T h e I n s t a l o c a l
If he is English, he hates Eastenders, The Premier League and tea with milk. He only drinks green tea. He prefers rugby, and feels affinity with South Africans or Kiwis. All his favourite beers are Southern Hemisphere, probably Castle, Steinlager or Crown. He knows who has arrived after him at the spot, and feels that he is higher in the order than they. Politically, he is anti-big oil and anti-capitalist, although he thinks that £500 to fly to the other side of the world is a rip-off. If he is French, he feels that he really belongs on the islands, or perhaps somewhere in West Africa. Somewhere where they speak French but with an accent. He has never stayed at a surf camp, probably not a hotel. He likes Marley but prefers Tosh. He loves fish. He will tell girls that he ‘never eats red meat’. He wears those Bali fishing pants, and smokes roll-ups. He hates the sinister shadow of the colonialist exploiters, yet has the same last name as the cruelest of them and the hereditary remnants of their plunder paid for his private school education. He wants to shape boards for local kids from shantytown and plans to one day, for sure.
T h e B e a s t
The Beast is quiet, polite, charming.
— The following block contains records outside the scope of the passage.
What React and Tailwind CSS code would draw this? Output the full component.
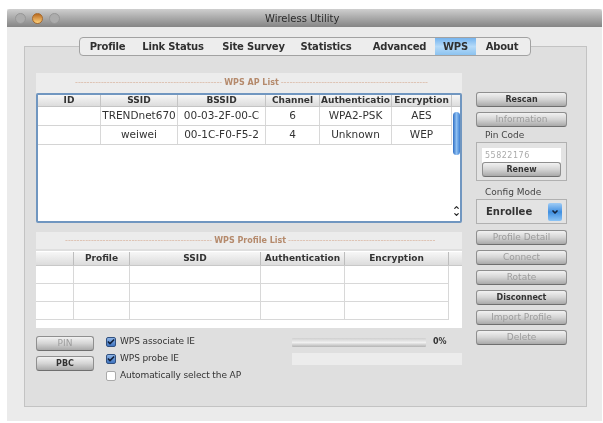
import { Check, ChevronDown, ChevronUp } from 'lucide-react'

const tabs = [
  ['Profile', 'w-[39px]'],
  ['Link Status', 'w-[92px]'],
  ['Site Survey', 'w-[69px]'],
  ['Statistics', 'w-[76px]'],
  ['Advanced', 'w-[71px]'],
  ['WPS', 'w-[41px] bg-gradient-to-b from-[#75b4ee] via-[#b5daf8] to-[#8cc3f0]'],
  ['About', 'w-[52px]'],
]

const apCols = [
  ['ID', 'w-[63px]'],
  ['SSID', 'w-[77px]'],
  ['BSSID', 'w-[88px]'],
  ['Channel', 'w-[54px]'],
  ['Authenticatio', 'w-[72px]'],
  ['Encryption', 'w-[60px]'],
]

const apRows = [
  ['', 'TRENDnet670', '00-03-2F-00-C', '6', 'WPA2-PSK', 'AES'],
  ['', 'weiwei', '00-1C-F0-F5-2', '4', 'Unknown', 'WEP'],
]

const profileCols = [
  ['', 'w-[38px]'],
  ['Profile', 'w-[56px]'],
  ['SSID', 'w-[131px]'],
  ['Authentication', 'w-[84px]'],
  ['Encryption', 'w-[104px]'],
]

const dashes = '---------------------------------------------------'

function Btn({ children, disabled, className = 'w-[91px]' }) {
  return (
    <div className={`${className} h-[15px] flex items-center justify-center rounded-[3px] border border-[#8f8f8f] border-b-[#6f6f6f] bg-gradient-to-b from-[#f2f2f2] via-[#d4d4d4] to-[#a9a9a9] ${disabled ? 'text-[9px] text-[#9c9c9c]' : 'text-[8px] font-bold text-[#333]'}`}>
      {children}
    </div>
  )
}

function Strip({ label, className }) {
  return (
    <div className={`${className} flex items-center gap-[2px] bg-[#ececec] text-[8px] whitespace-nowrap text-[#b58a6c]`}>
      <span className="text-[#d9b5a0]">{dashes}</span>
      <span className="font-semibold">{label}</span>
      <span className="text-[#d9b5a0]">{dashes}</span>
    </div>
  )
}

function CheckRow({ label, checked }) {
  return (
    <div className="flex items-center gap-[4px] h-[17px] text-[9px] tracking-[-0.1px] text-[#333]">
      <div className={`w-[10px] h-[10px] rounded-[2px] border flex items-center justify-center ${checked ? 'border-[#31507f] bg-gradient-to-b from-[#8db4e6] to-[#3f74c0]' : 'border-[#aaa] bg-white'}`}>
        {checked && <Check className="w-[12px] h-[12px] text-[#10213d]" strokeWidth={5} />}
      </div>
      {label}
    </div>
  )
}

export default function App() {
  return (
    <div className="w-[603px] h-[423px] bg-white pl-[7px] pt-[9px] overflow-hidden font-['DejaVu_Sans',sans-serif] blur-[0.5px]">
      <div className="w-[595px] h-[412px] bg-[#ebebeb] flex flex-col">
        {/* title bar */}
        <div className="relative h-[18px] shrink-0 flex items-center gap-[6px] pl-[8px] bg-gradient-to-b from-[#cfcfcf] to-[#858585] rounded-t-[3px]">
          <span className="w-[11px] h-[11px] rounded-full bg-[#acacac] border border-[#979797]" />
          <span className="w-[11px] h-[11px] rounded-full bg-gradient-to-b from-[#b86a1e] to-[#ffd27a] border border-[#a86a2c]" />
          <span className="w-[11px] h-[11px] rounded-full bg-[#acacac] border border-[#979797]" />
          <span className="absolute left-[258px] text-[10px] text-[#2a2a2a]">Wireless Utility</span>
        </div>

        {/* tab panel */}
        <div className="ml-[17px] mt-[19px] w-[563px] h-[361px] bg-[#dfdfdf] border border-[#c3c3c3] flex flex-col">
          <div className="-mt-[10px] ml-[54px] w-[452px] h-[19px] flex items-stretch shrink-0 rounded-[4px] border border-[#a2a2a2] bg-[#ededed] text-[10px] tracking-[-0.2px] font-bold text-[#303030] overflow-hidden">
            <div className="w-[8px]" />
            {tabs.map(([name, cls]) => (
              <div key={name} className={`${cls} flex items-center justify-center whitespace-nowrap`}>{name}</div>
            ))}
          </div>

          <div className="flex pl-[11px] pt-[17px]">
            {/* left column */}
            <div className="w-[426px] flex flex-col">
              <Strip className="h-[20px] pl-[39px]" label="WPS AP List" />

              {/* AP table */}
              <div className="h-[130px] bg-white border-2 border-[#7096c0] rounded-[2px] flex">
                <div className="w-[414px] text-[10.5px] text-[#333]">
                  <div className="flex h-[12px] bg-gradient-to-b from-[#f7f7f7] to-[#dcdcdc] border-b border-[#c4c4c4] text-[9px] font-bold text-[#333]">
                    {apCols.map(([name, w]) => (
                      <div key={name} className={`${w} flex items-center justify-center border-r border-[#c4c4c4] whitespace-nowrap`}>{name}</div>
                    ))}
                  </div>
                  {apRows.map(row => (
                    <div key={row[1]} className="flex h-[19px] border-b border-[#d4d4d4]">
                      {row.map((cell, i) => (
                        <div key={i} className={`${apCols[i][1]} flex items-center justify-center border-r border-[#d8d8d8] whitespace-nowrap`}>{cell}</div>
                      ))}
                    </div>
                  ))}
                </div>
                <div className="flex-1 flex flex-col items-center pb-[3px]">
                  <div className="w-full h-[12px] shrink-0 bg-gradient-to-b from-[#f7f7f7] to-[#dcdcdc] border-b border-[#c4c4c4]" />
                  <div className="mt-[5px] w-[7px] h-[43px] rounded-full bg-gradient-to-r from-[#2f6fc4] via-[#8fc0f2] to-[#3c7fd2]" />
                  <div className="flex-1" />
                  <ChevronUp className="w-[7px] h-[7px] text-[#222]" strokeWidth={4} />
                  <ChevronDown className="w-[7px] h-[7px] text-[#222]" strokeWidth={4} />
                </div>
              </div>

              <Strip className="h-[17px] mt-[9px] pl-[29px]" label="WPS Profile List" />

              {/* profile table */}
              <div className="mt-[2px] h-[77px] bg-white flex flex-col">
                <div className="flex h-[14px] mt-[1px] shrink-0 bg-gradient-to-b from-[#f7f7f7] to-[#dcdcdc] border-b border-[#c8c8c8] text-[9px] font-bold text-[#333]">
                  {profileCols.map(([name, w], i) => (
                    <div key={i} className={`${w} flex items-center justify-center border-r border-[#bdbdbd]`}>{name}</div>
                  ))}
                </div>
                {[0, 1, 2].map(r => (
                  <div key={r} className="flex h-[18px] w-[413px] border-b border-[#d8d8d8]">
                    {profileCols.map(([name, w], i) => (
                      <div key={i} className={`${w} border-r border-[#d8d8d8]`} />
                    ))}
                  </div>
                ))}
              </div>

              {/* bottom controls */}
              <div className="flex mt-[8px]">
                <div className="w-[58px] flex flex-col gap-[5px]">
                  <Btn disabled className="w-[58px]">PIN</Btn>
                  <Btn className="w-[58px]">PBC</Btn>
                </div>
                <div className="ml-[12px] -mt-[3px] w-[186px] flex flex-col">
                  <CheckRow label="WPS associate IE" checked />
                  <CheckRow label="WPS probe IE" checked />
                  <CheckRow label="Automatically select the AP" />
                </div>
                <div className="flex-1 flex flex-col pt-[1px]">
                  <div className="flex items-center gap-[7px] h-[10px]">
                    <div className="w-[134px] h-[9px] rounded-[1px] bg-gradient-to-b from-[#cfcfcf] via-[#f0f0f0] to-[#b4b4b4]" />
                    <span className="text-[8px] font-semibold text-[#333]">0%</span>
                  </div>
                  <div className="mt-[6px] h-[12px] bg-[#ececec]" />
                </div>
              </div>
            </div>

            {/* right column */}
            <div className="ml-[14px] w-[91px] flex flex-col pt-[19px]">
              <Btn>Rescan</Btn>
              <div className="mt-[5px]"><Btn disabled>Information</Btn></div>

              <div className="mt-[2px] text-[9px] text-[#444] h-[13px] pl-[9px]">Pin Code</div>
              <div className="h-[39px] border border-[#b0b0b0] bg-[#e3e3e3] px-[5px] pt-[5px] flex flex-col">
                <div className="h-[15px] shrink-0 bg-white text-[8px] text-[#aaa] pl-[3px] flex items-center tracking-[0.5px]">55822176</div>
                <Btn className="w-[79px] -mt-[1px]">Renew</Btn>
              </div>

              <div className="mt-[5px] text-[9px] text-[#444] h-[13px] pl-[9px]">Config Mode</div>
              <div className="h-[25px] border border-[#b0b0b0] bg-[#e3e3e3] pl-[9px] pr-[4px] flex items-center justify-between">
                <span className="text-[10px] font-bold text-[#333]">Enrollee</span>
                <div className="w-[14px] h-[18px] rounded-[2px] bg-gradient-to-b from-[#9fccf5] via-[#3f8fe0] to-[#8cc4f5] flex items-center justify-center">
                  <ChevronDown className="w-[8px] h-[8px] text-[#14233c]" strokeWidth={5} />
                </div>
              </div>

              <div className="mt-[6px] flex flex-col gap-[5px]">
                <Btn disabled>Profile Detail</Btn>
                <Btn disabled>Connect</Btn>
                <Btn disabled>Rotate</Btn>
                <Btn>Disconnect</Btn>
                <Btn disabled>Import Profile</Btn>
                <Btn disabled>Delete</Btn>
              </div>
            </div>
          </div>
        </div>
      </div>
    </div>
  )
}
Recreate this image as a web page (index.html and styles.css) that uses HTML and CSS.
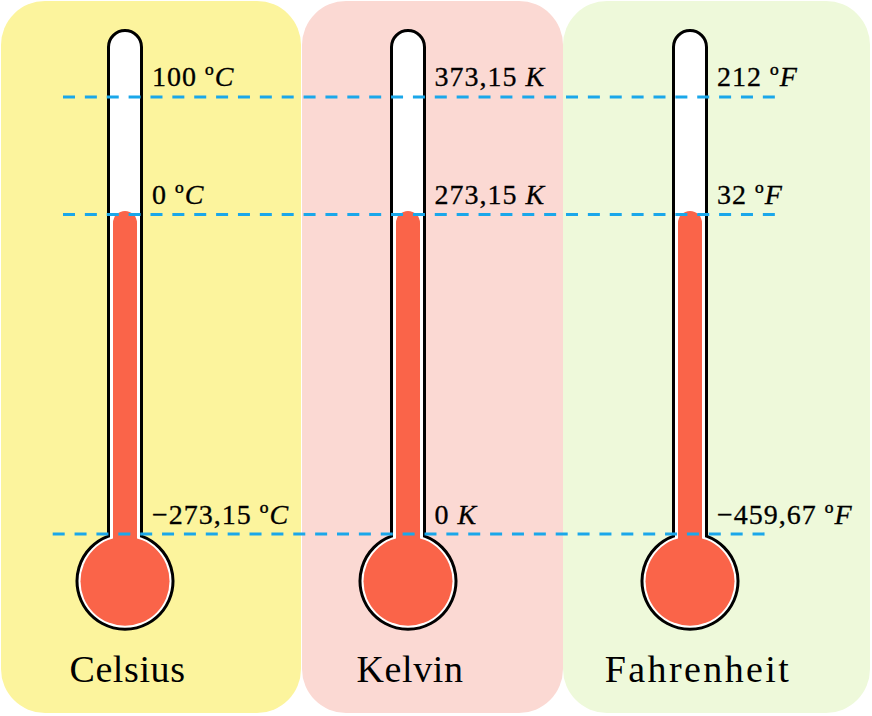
FILE: index.html
```html
<!DOCTYPE html>
<html lang="es">
<head>
<meta charset="utf-8">
<title>Escalas de temperatura</title>
<link rel="stylesheet" href="styles.css">
</head>
<body>
<div class="chart">
  <section class="panel celsius">
    <div class="thermo">
      <svg class="tube" width="104" height="606" viewBox="0 0 104 606" aria-hidden="true">
        <path d="M35.5 509.1 V20 A16.5 16.5 0 0 1 68.5 20 V509.1 A48 48 0 1 1 35.5 509.1 Z" fill="#fff" stroke="#000" stroke-width="3"/>
        <rect x="40" y="184" width="24" height="360" rx="12" fill="#fa6449"/>
        <circle cx="52" cy="554.2" r="44.5" fill="#fa6449"/>
      </svg>
      <ul class="scale">
        <li class="mark mark-boil">100 º<i>C</i></li>
        <li class="mark mark-freeze">0 º<i>C</i></li>
        <li class="mark mark-abs">−273,15 º<i>C</i></li>
      </ul>
    </div>
    <h2 class="title">Celsius</h2>
  </section>
  <section class="panel kelvin">
    <div class="thermo">
      <svg class="tube" width="104" height="606" viewBox="0 0 104 606" aria-hidden="true">
        <path d="M35.5 509.1 V20 A16.5 16.5 0 0 1 68.5 20 V509.1 A48 48 0 1 1 35.5 509.1 Z" fill="#fff" stroke="#000" stroke-width="3"/>
        <rect x="40" y="184" width="24" height="360" rx="12" fill="#fa6449"/>
        <circle cx="52" cy="554.2" r="44.5" fill="#fa6449"/>
      </svg>
      <ul class="scale">
        <li class="mark mark-boil">373,15 <i>K</i></li>
        <li class="mark mark-freeze">273,15 <i>K</i></li>
        <li class="mark mark-abs">0 <i>K</i></li>
      </ul>
    </div>
    <h2 class="title">Kelvin</h2>
  </section>
  <section class="panel fahrenheit">
    <div class="thermo">
      <svg class="tube" width="104" height="606" viewBox="0 0 104 606" aria-hidden="true">
        <path d="M35.5 509.1 V20 A16.5 16.5 0 0 1 68.5 20 V509.1 A48 48 0 1 1 35.5 509.1 Z" fill="#fff" stroke="#000" stroke-width="3"/>
        <rect x="40" y="184" width="24" height="360" rx="12" fill="#fa6449"/>
        <circle cx="52" cy="554.2" r="44.5" fill="#fa6449"/>
      </svg>
      <ul class="scale">
        <li class="mark mark-boil">212 º<i>F</i></li>
        <li class="mark mark-freeze">32 º<i>F</i></li>
        <li class="mark mark-abs">−459,67 º<i>F</i></li>
      </ul>
    </div>
    <h2 class="title">Fahrenheit</h2>
  </section>
  <svg class="guides" width="872" height="716" viewBox="0 0 872 716" aria-hidden="true">
    <line x1="63" y1="97" x2="775" y2="97"/>
    <line x1="63" y1="214.5" x2="775" y2="214.5"/>
    <line x1="52.7" y1="534" x2="764.7" y2="534"/>
  </svg>
</div>
</body>
</html>
```

FILE: styles.css
```css
html, body {
  margin: 0;
  padding: 0;
  background: #ffffff;
}

body {
  font-family: "Liberation Serif", "Times New Roman", serif;
  color: #000;
}

.chart {
  position: relative;
  width: 872px;
  height: 716px;
  box-sizing: border-box;
  padding: 1px 0 0 1px;
  display: flex;
  align-items: flex-start;
  overflow: hidden;
}

.panel {
  height: 712px;
  box-sizing: border-box;
  border-radius: 44px;
  padding-top: 26px;
  display: flex;
  flex-direction: column;
  align-items: flex-start;
}

.celsius {
  width: 300px;
  margin-right: 1px;
  background: #fcf49d;
  padding-left: 72px;
}

.kelvin {
  width: 261px;
  background: #fbd9d3;
  padding-left: 53.5px;
}

.fahrenheit {
  width: 307px;
  background: #eef9da;
  padding-left: 75px;
}

.thermo {
  display: flex;
  align-items: flex-start;
}

.tube {
  display: block;
  flex: none;
}

.scale {
  list-style: none;
  margin: 0 0 0 -25px;
  padding: 35.5px 0 0 0;
  display: flex;
  flex-direction: column;
}

.mark {
  font-size: 28px;
  line-height: 28px;
  letter-spacing: 1px;
  white-space: nowrap;
  -webkit-text-stroke: 0.3px #000;
}

.mark i {
  font-style: italic;
}

.mark-freeze {
  margin-top: 90px;
}

.mark-abs {
  margin-top: 292.5px;
}

.title {
  width: 104px;
  margin: 17px 0 0 0;
  display: flex;
  justify-content: center;
  white-space: nowrap;
  font-size: 38px;
  line-height: 38px;
  font-weight: normal;
  letter-spacing: 0.6px;
}

.celsius .title {
  margin-left: 2.5px;
}

.kelvin .title {
  margin-left: 2.5px;
}

.fahrenheit .title {
  margin-left: 8px;
  letter-spacing: 2.4px;
}

.guides {
  position: absolute;
  left: 0;
  top: 0;
  pointer-events: none;
}

.guides line {
  stroke: #1aa7ea;
  stroke-width: 3.2;
  stroke-dasharray: 12 9.87;
}
```
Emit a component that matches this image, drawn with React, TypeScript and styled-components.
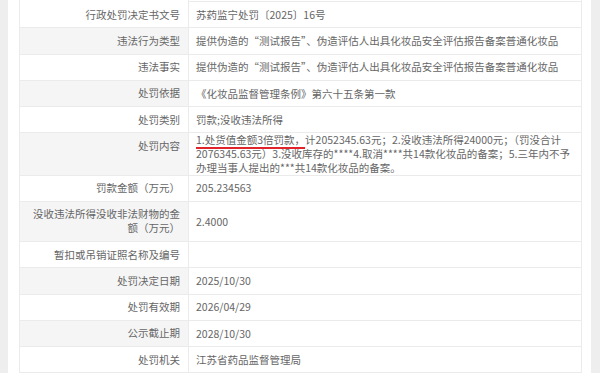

But something, somewhere deep inside is broken. Drunken, he puts his penis in another man’s pocket. He swings from lights. He punches faces. He loves tequila. Loves. In the morning, when he wakes, he has cuts on his cheeks, lip, knees and knuckles. He loves tequila. He has a slow, leaning bottom turn but snaps hard off the top. He has curly hair, tight curls, bushy, and an above average sized dong when floppy, average when erect. Nobody wants to go on surfs trips with The Beast, and those that do are always ones who recently broke up with their girlfriends and made plans in a hurry, in desperation. All of the best memories of the best surf trips involve The Beast. All of them.